E uma livraria da nova cultura é uma coisa do 21, do jogo iluminado para admirar e comprar (e ler?) os livros entregues em sacolas de plástico reciclável, colorido e artificialmente aromatizado.
Por que procurar um livro obscuro, para que comprar o “Judas”, numa imensa livraria cheia de estudantes comemorando o novo Dia de Matar o Índio? Numa velha livraria, pequena e cheia de pó, se você não achava o livro já-não-lido de Thomas Hardy, terminava levando um outro, algum livrinho que você não buscava e que se revelava capaz de mudar a sua vida, debaixo da luz fraca, no meio da relativa calma do antigo lugar dominado por uma porta de guizos.
Mas quem quer calma? E quem ainda quer ouvir guizos, címbalos, sistros, quando todos parecem preferir percussão metalizada, sintetizada e aumentada entre as escadas que dão acesso ao telão instalado no andar de cima, o andar eletrônico das benesses do Mercado “que recupera tudo”?

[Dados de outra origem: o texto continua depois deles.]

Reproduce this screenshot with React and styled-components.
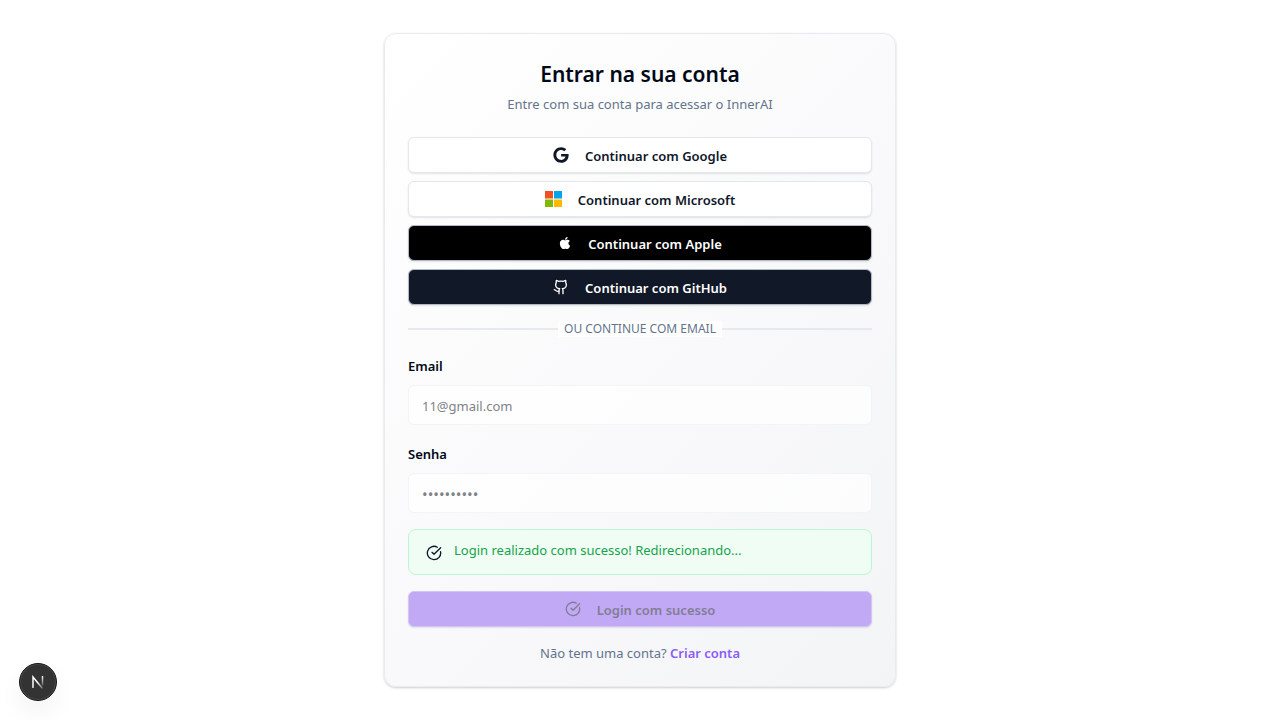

Numa antiga livraria demolida, você poderia encontrar até um livro desconhecido de George Katsimbalis — aquele que gritava para os galos da Ática — e, talvez, quem sabe também o grande amor da sua vida, calçada com galochas, num sábado de chuva (“ela entrou, sob o som delicado da porta, e você a viu sob a luz coada, a fronte molhada dos pingos na franja um tanto juvenil”)…
Poesia! Para que serve a poesia numa grande e dispersa livraria? Como no poema de Ascenso Ferreira: “para nada”, quando já não parece haver tempo para poesia & amor entre dois cafezinhos. O tempo ruge, a calculadora urge, a época é fria e ninguém mais usa galochas — mesmo nos sábados antigos dos novos romances com o gosto ressecado de pão de queijo frio. E, em vez dos galos da Ática, ouvem-se os címbalos falsos do mais novo “romance” de Paulo Coelho abarrotando a entrada da cultura e o caixa.
Melhor: se você achar que PC já era, estão chatas e repetitivas as bobagens que ele sempre repetiu, leve a nova versão de auto-ajuda elaborada por Lya Luft, com a inteligência da gaúcha agora a serviço dos descartes do livro-sanduíche-íche-íche. É o produto, por excelência, das super-hiper-megalivrarias.